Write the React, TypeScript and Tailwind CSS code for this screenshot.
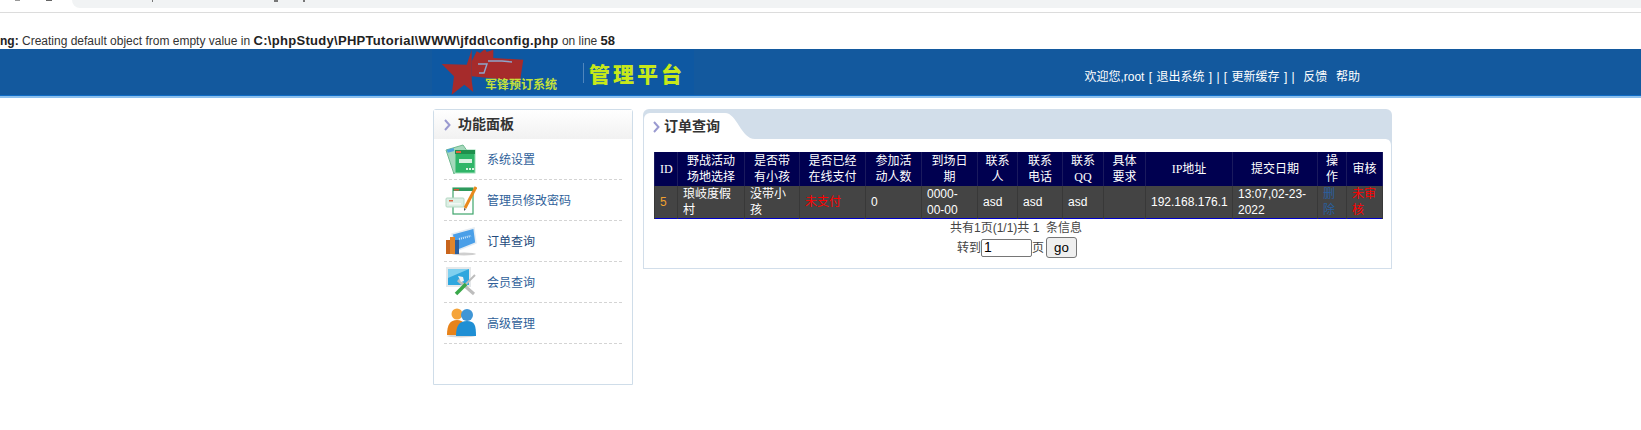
import React from 'react';

const font = "[font-family:'Liberation_Sans','Noto_Sans_CJK_SC',sans-serif]";

const headers = [
  ['ID', 'w-[23px]'],
  ['野战活动场地选择', 'w-[67px]'],
  ['是否带有小孩', 'w-[55px]'],
  ['是否已经在线支付', 'w-[66px]'],
  ['参加活动人数', 'w-[56px]'],
  ['到场日期', 'w-[56px]'],
  ['联系人', 'w-[40px]'],
  ['联系电话', 'w-[45px]'],
  ['联系QQ', 'w-[41px]'],
  ['具体要求', 'w-[42px]'],
  ['IP地址', 'w-[87px]'],
  ['提交日期', 'w-[85px]'],
  ['操作', 'w-[29px]'],
  ['审核', 'w-[36px]'],
];

function Chevron() {
  return (
    <svg width="7" height="12" viewBox="0 0 7 12" className="shrink-0">
      <path d="M1 1l4.5 5L1 11" fill="none" stroke="#9a9ad0" strokeWidth="2" />
    </svg>
  );
}

function Logo() {
  return (
    <div className="flex h-full w-[262px] bg-[#0e58a2]">
      <div className="relative w-[142px] ml-[9px] shrink-0">
        <svg width="90" height="48" viewBox="0 0 90 48">
          <path d="M30.7 .7L25.7 15.7 .7 15 13 27.3 10.7 45.7 23.3 35.7 32.3 43 30.7 32 30.7 19z" fill="#a62b2b" />
          <path d="M30.7 12.3L35.7 2.3 39 4 44 0l1.7 3 6.6-2.3V9l30 1.7L79 32.3 30.7 27.3z" fill="#a62b2b" />
          <path d="M37 15h9l-3 9h-5M47 12h14l10 1" fill="none" stroke="#8fa6cc" strokeWidth="1.4" />
        </svg>
        <span className="absolute left-[44px] top-[30px] text-[12px] leading-[12px] font-bold text-[#c4e03a] whitespace-nowrap">军锋预订系统</span>
      </div>
      <div className="w-px h-[20px] mt-[14px] bg-[#4f86bd] shrink-0" />
      <div className="ml-[5px] mt-[14px] text-[21px] leading-[24px] font-black text-[#c7e81a] tracking-[3px] whitespace-nowrap">管理平台</div>
    </div>
  );
}

function SettingsIcon() {
  return (
    <svg width="32" height="32" viewBox="0 0 32 32">
      <path d="M1 7l17-5 5 7-14 22z" fill="#a6d8bc" stroke="#6fb98f" />
      <rect x="2" y="6" width="7" height="3" fill="#4aa3dd" transform="rotate(-15 5 7)" />
      <rect x="10" y="7" width="20" height="23" fill="#2fb568" stroke="#9bdcb5" />
      <rect x="10" y="7" width="20" height="4" fill="#1f8f4d" />
      <rect x="11" y="8" width="5" height="2" fill="#e0633f" />
      <rect x="14" y="16" width="13" height="4" fill="#d9f1e2" />
      <rect x="21" y="25" width="2" height="2" fill="#d9f1e2" />
      <rect x="24" y="25" width="2" height="2" fill="#d9f1e2" />
      <rect x="27" y="25" width="2" height="2" fill="#d9f1e2" />
    </svg>
  );
}

function PasswordIcon() {
  return (
    <svg width="32" height="32" viewBox="0 0 32 32">
      <rect x="8" y="4" width="20" height="26" fill="#ffffff" stroke="#3fa56c" strokeWidth="1.2" />
      <rect x="8" y="4" width="20" height="3" fill="#2f9a5d" />
      <rect x="9" y="5" width="5" height="1.5" fill="#d9573a" />
      <rect x="1" y="14" width="18" height="9" rx="1" fill="#dcefe4" stroke="#b4d8c3" />
      <rect x="4" y="16" width="4" height="1.5" fill="#e0633f" />
      <rect x="4" y="19" width="12" height="1.5" fill="#f3f8f5" />
      <path d="M20 24L31 3" stroke="#e98a1d" strokeWidth="3" />
      <path d="M19 27l0-3 2 1z" fill="#555" />
    </svg>
  );
}

function OrderIcon() {
  return (
    <svg width="32" height="32" viewBox="0 0 32 32">
      <ellipse cx="19" cy="29" rx="12" ry="1.5" fill="#cfcfcf" />
      <path d="M7 9l22-6 2 15-20 8z" fill="#4a9fe8" stroke="#e4ecf3" strokeWidth="1.5" />
      <path d="M14 14l12-3" stroke="#cfe8fb" strokeWidth="2" strokeDasharray="1 1" />
      <rect x="1" y="15" width="4" height="14" fill="#c8641c" />
      <rect x="5" y="12" width="5" height="17" fill="#e2852a" />
      <rect x="10" y="15" width="4" height="14" fill="#2b5f9e" />
    </svg>
  );
}

function MemberIcon() {
  return (
    <svg width="32" height="32" viewBox="0 0 32 32">
      <rect x="1" y="1" width="25" height="20" fill="#e5e8ea" />
      <rect x="3" y="3" width="21" height="16" fill="#2fa7de" />
      <path d="M3 3h21L3 12z" fill="#7fd0ef" />
      <path d="M13 14l16 14" stroke="#bdbdbd" strokeWidth="3" />
      <path d="M30 9L20 19" stroke="#bdbdbd" strokeWidth="2" />
      <path d="M21 18L11 28" stroke="#3aa84a" strokeWidth="3.5" />
      <path d="M13 10l5 1 1 4-3 1z" fill="#f2f2f2" />
    </svg>
  );
}

function AdminIcon() {
  return (
    <svg width="32" height="32" viewBox="0 0 32 32">
      <ellipse cx="16" cy="29" rx="14" ry="1.5" fill="#d8d8d8" />
      <circle cx="12" cy="7" r="5.5" fill="#f5a43a" />
      <path d="M2 28c0-10 3-15 10-15s9 5 9 15z" fill="#e8831a" />
      <circle cx="22" cy="8" r="6" fill="#3f96d6" />
      <path d="M11 29c0-10 3-15 11-15s9 5 9 15z" fill="#1f8fd4" />
    </svg>
  );
}

const menu = [
  { label: '系统设置', icon: <SettingsIcon />, cls: 'text-[#2f5f9a]' },
  { label: '管理员修改密码', icon: <PasswordIcon />, cls: 'text-[#2f5f9a]' },
  { label: '订单查询', icon: <OrderIcon />, cls: 'text-[#234a7c]' },
  { label: '会员查询', icon: <MemberIcon />, cls: 'text-[#2f5f9a]' },
  { label: '高级管理', icon: <AdminIcon />, cls: 'text-[#2f5f9a]' },
];

const td = 'border-x border-[#383838] pl-[5px] pr-[2px] py-0';

export default function App() {
  return (
    <div className={`${font} w-[1641px] h-[430px] overflow-hidden bg-white text-[12px] text-[#333]`}>
      {/* browser chrome leftovers */}
      <div className="relative h-[13px] border-b border-[#dcdcdc] pl-[72px]">
        <div className="h-[8px] bg-[#f1f3f4] rounded-bl-[10px]" />
        <i className="absolute left-[15px] top-0 w-[5px] h-px bg-[#999]" />
        <i className="absolute left-[46px] top-0 w-[6px] h-px bg-[#666]" />
        <i className="absolute left-[152px] top-0 w-px h-[2px] bg-[#777]" />
        <i className="absolute left-[274px] top-0 w-[4px] h-[2px] bg-[#777]" />
        <i className="absolute left-[303px] top-0 w-[2px] h-[2px] bg-[#777]" />
      </div>

      {/* php warning */}
      <div className="h-[36px] pt-[21px] leading-[14px] whitespace-nowrap text-[12px] text-[#333]">
        <b className="text-[#222]">ng:</b> Creating default object from empty value in <b className="text-[13px] tracking-[0.3px] text-[#222]">C:\phpStudy\PHPTutorial\WWW\jfdd\config.php</b> on line <b className="text-[13px] text-[#222]">58</b>
      </div>

      {/* header */}
      <div className="h-[49px] bg-[#13599e] border-b-[2px] border-b-[#8cc0ee] shadow-[inset_0_-1px_0_#0f6cc6]">
        <div className="ml-[432px] w-[928px] h-[46px] flex justify-between overflow-hidden">
          <Logo />
          <div className="pt-[19px] text-white whitespace-nowrap [word-spacing:1px]">欢迎您,root [ 退出系统 ] | [ 更新缓存 ] |&nbsp; 反馈&nbsp;&nbsp;帮助</div>
        </div>
      </div>

      {/* body */}
      <div className="ml-[433px] w-[959px] mt-[11px] flex gap-[10px]">
        {/* sidebar */}
        <div className="w-[200px] h-[276px] border border-[#cfdde9] rounded-t-[3px]">
          <div className="h-[29px] flex items-center gap-[7px] pl-[10px] bg-gradient-to-b from-white to-[#f1f1f1]">
            <Chevron />
            <span className="text-[14px] font-bold text-[#333]">功能面板</span>
          </div>
          <div className="px-[10px]">
            {menu.map((m) => (
              <div key={m.label} className="h-[41px] flex items-center border-b border-dashed border-[#d4d4d4]">
                <div className="w-[32px] ml-[1px] mr-[10px] flex">{m.icon}</div>
                <span className={`${m.cls} pt-[2px]`}>{m.label}</span>
              </div>
            ))}
          </div>
        </div>

        {/* main panel */}
        <div className="w-[749px] h-[160px] bg-[#d2deea] rounded-t-[6px]">
          <div className="h-[30px] pt-[4px] pl-[1px] flex">
            <div className="w-[81px] bg-white rounded-tl-[6px] flex items-center gap-[4px] pl-[9px] pt-[1px]">
              <Chevron />
              <span className="text-[14px] font-bold text-[#333]">订单查询</span>
            </div>
            <svg width="30" height="26" viewBox="0 0 30 26" className="shrink-0">
              <path d="M0 0c12 0 16 26 30 26H0z" fill="#fff" />
            </svg>
          </div>
          <div className="h-[130px] bg-white border border-t-0 border-[#d2deea] rounded-tr-[6px] pt-[13px] px-[10px]">
            <table className="table-fixed w-[728px] border-collapse text-white text-[12px] leading-[16px] border-b border-b-[#0000c8]">
              <thead>
                <tr className="h-[34px] bg-[#000050]">
                  {headers.map(([h, w]) => (
                    <th key={h} className={`${w} border-x border-[#1a1a5e] px-[5px] py-0 font-normal text-center [font-family:'Liberation_Serif','Noto_Sans_CJK_SC',serif]`}>
                      {h}
                    </th>
                  ))}
                </tr>
              </thead>
              <tbody>
                <tr className="h-[32px] bg-[#444444]">
                  <td className={`${td} text-[#f0a030]`}>5</td>
                  <td className={td}>琅岐度假村</td>
                  <td className={td}>没带小孩</td>
                  <td className={`${td} text-[#ff0000]`}>未支付</td>
                  <td className={td}>0</td>
                  <td className={td}>0000-00-00</td>
                  <td className={td}>asd</td>
                  <td className={td}>asd</td>
                  <td className={td}>asd</td>
                  <td className={td}></td>
                  <td className={`${td} whitespace-nowrap`}>192.168.176.1</td>
                  <td className={td}>13:07,02-23-2022</td>
                  <td className={`${td} text-[#2a5f9e]`}>删除</td>
                  <td className={`${td} !pr-0 text-[#ff0000]`}>未审核</td>
                </tr>
              </tbody>
            </table>
            <div className="w-[724px] text-center leading-[18px] text-[#444]">共有1页(1/1)共 1&nbsp; 条信息</div>
            <div className="w-[726px] flex justify-center items-center text-[#444]">
              <span>转到</span>
              <input
                defaultValue="1"
                className="w-[51px] h-[18px] border border-[#767676] rounded-[2px] px-[2px] text-[14px] text-black outline-none"
              />
              <span>页</span>
              <button className="ml-[2px] w-[31px] h-[21px] border border-[#767676] rounded-[3px] bg-[#efefef] text-[13.3px] text-black">go</button>
            </div>
          </div>
        </div>
      </div>
    </div>
  );
}
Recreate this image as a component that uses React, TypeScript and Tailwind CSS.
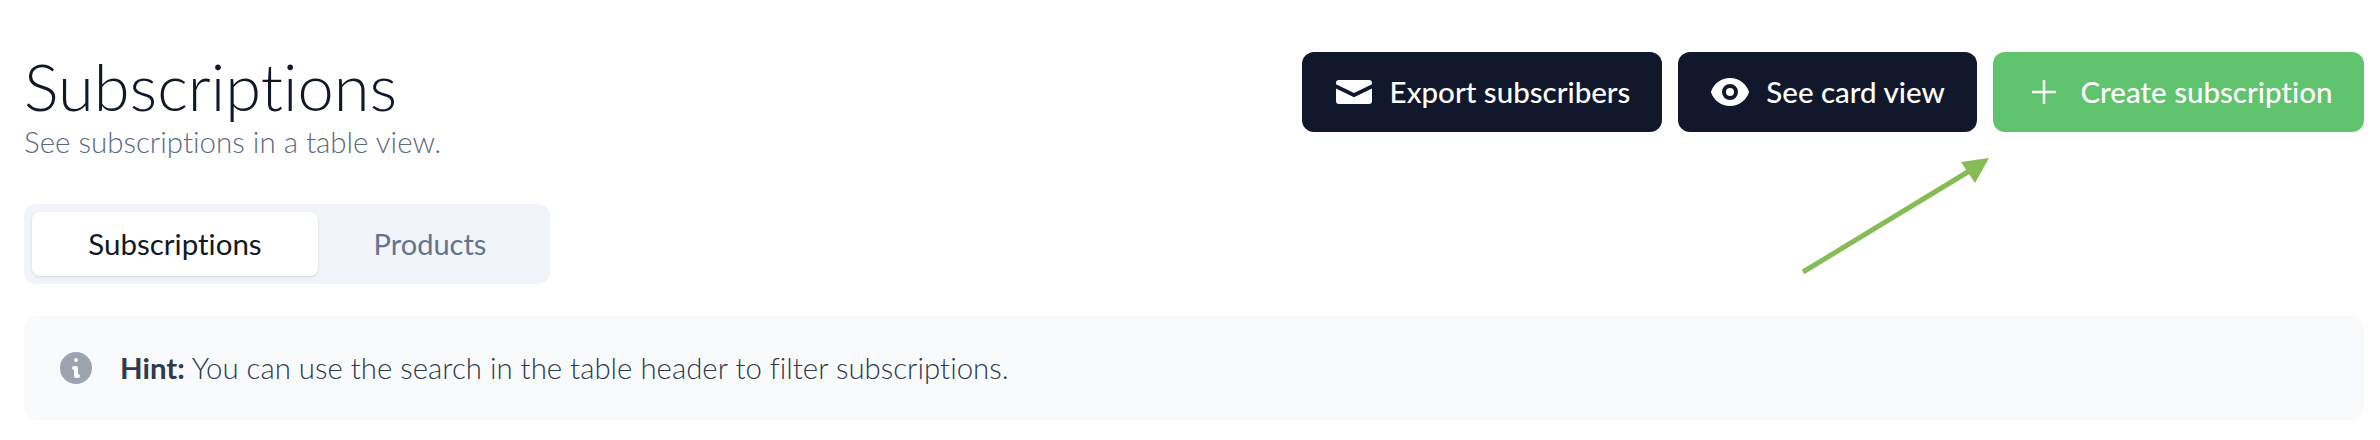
const font = "font-['Lato','Noto_Sans',sans-serif] [font-variant-ligatures:none]";

function MailIcon() {
  return (
    <svg width="36" height="24" viewBox="0 0 36 24" fill="white" className="shrink-0">
      <path d="M0 4.2 18 13 36 4.2V3a3 3 0 0 0-3-3H3a3 3 0 0 0-3 3z" />
      <path d="M0 8.4V21a3 3 0 0 0 3 3h30a3 3 0 0 0 3-3V8.4L18 17.2z" />
    </svg>
  );
}

function EyeIcon() {
  return (
    <svg width="40" height="40" viewBox="0 0 20 20" fill="white" className="shrink-0">
      <path d="M10 12a2 2 0 100-4 2 2 0 000 4z" />
      <path fillRule="evenodd" clipRule="evenodd" d="M.458 10C1.732 5.943 5.522 3 10 3s8.268 2.943 9.542 7c-1.274 4.057-5.064 7-9.542 7S1.732 14.057.458 10zM14 10a4 4 0 11-8 0 4 4 0 018 0z" />
    </svg>
  );
}

function PlusIcon() {
  return (
    <svg width="24" height="24" viewBox="0 0 24 24" stroke="white" strokeWidth="2.5" fill="none" className="shrink-0">
      <path d="M12 0v24M0 12h24" />
    </svg>
  );
}

function InfoIcon() {
  return (
    <svg width="40" height="40" viewBox="0 0 20 20" fill="#9ca3af" className="shrink-0">
      <path fillRule="evenodd" clipRule="evenodd" d="M18 10a8 8 0 11-16 0 8 8 0 0116 0zm-7-4a1 1 0 11-2 0 1 1 0 012 0zM9 9a1 1 0 000 2v3a1 1 0 001 1h1a1 1 0 100-2v-3a1 1 0 00-1-1H9z" />
    </svg>
  );
}

function Arrow() {
  return (
    <svg width="190" height="120" viewBox="0 0 190 120" className="absolute left-[1801px] top-[156px]">
      <path d="M2 116 L170 14" stroke="#86bc58" strokeWidth="5" fill="none" />
      <path d="M188 2 L160 6 L174 27 Z" fill="#86bc58" />
    </svg>
  );
}

export default function App() {
  return (
    <div className={`relative h-[440px] w-[2380px] bg-white pt-[52px] pr-4 pl-6 ${font}`}>
      <div className="flex h-[152px] items-start justify-between">
        <div>
          <h1 className="mt-[1px] text-[65px] leading-[66px] font-light text-[#111827]">Subscriptions</h1>
          <p className="mt-[8px] text-[29.5px] leading-[30px] font-light text-[#5b6b85]">See subscriptions in a table view.</p>
        </div>
        <div className="flex gap-4">
          <button className="flex h-20 w-[360px] items-center justify-center gap-[18px] rounded-xl bg-[#12182b] pl-[2px] text-[29.5px] font-medium text-white">
            <MailIcon />
            Export subscribers
          </button>
          <button className="flex h-20 w-[299px] items-center justify-center gap-[16px] rounded-xl bg-[#12182b] text-[29.5px] font-medium text-white">
            <EyeIcon />
            See card view
          </button>
          <button className="flex h-20 w-[371px] items-center justify-center gap-[24px] rounded-xl bg-[#5fc46d] pl-[8px] text-[29.5px] font-medium text-white">
            <PlusIcon />
            Create subscription
          </button>
        </div>
      </div>

      <div className="flex h-20 w-[526px] items-center rounded-xl bg-[#f1f5f9] p-2">
        <div className="flex h-16 w-[286px] items-center justify-center rounded-lg bg-white text-[29.5px] text-[#111827] shadow-sm">
          Subscriptions
        </div>
        <div className="flex h-16 flex-1 items-center justify-center text-[29px] text-[#64748b]">Products</div>
      </div>

      <div className="mt-8 flex h-[104px] items-center gap-[24px] rounded-xl bg-[#f8fafc] pl-[32px]">
        <InfoIcon />
        <p className="text-[29.4px] font-light text-[#2f3a4c]">
          <span className="font-bold">Hint:</span> You can use the search in the table header to filter subscriptions.
        </p>
      </div>

      <Arrow />
    </div>
  );
}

#### TASK PROMPT:
Give nothing but the count of lines in the listing above that hold the string "this".

#### RESPONSE:
2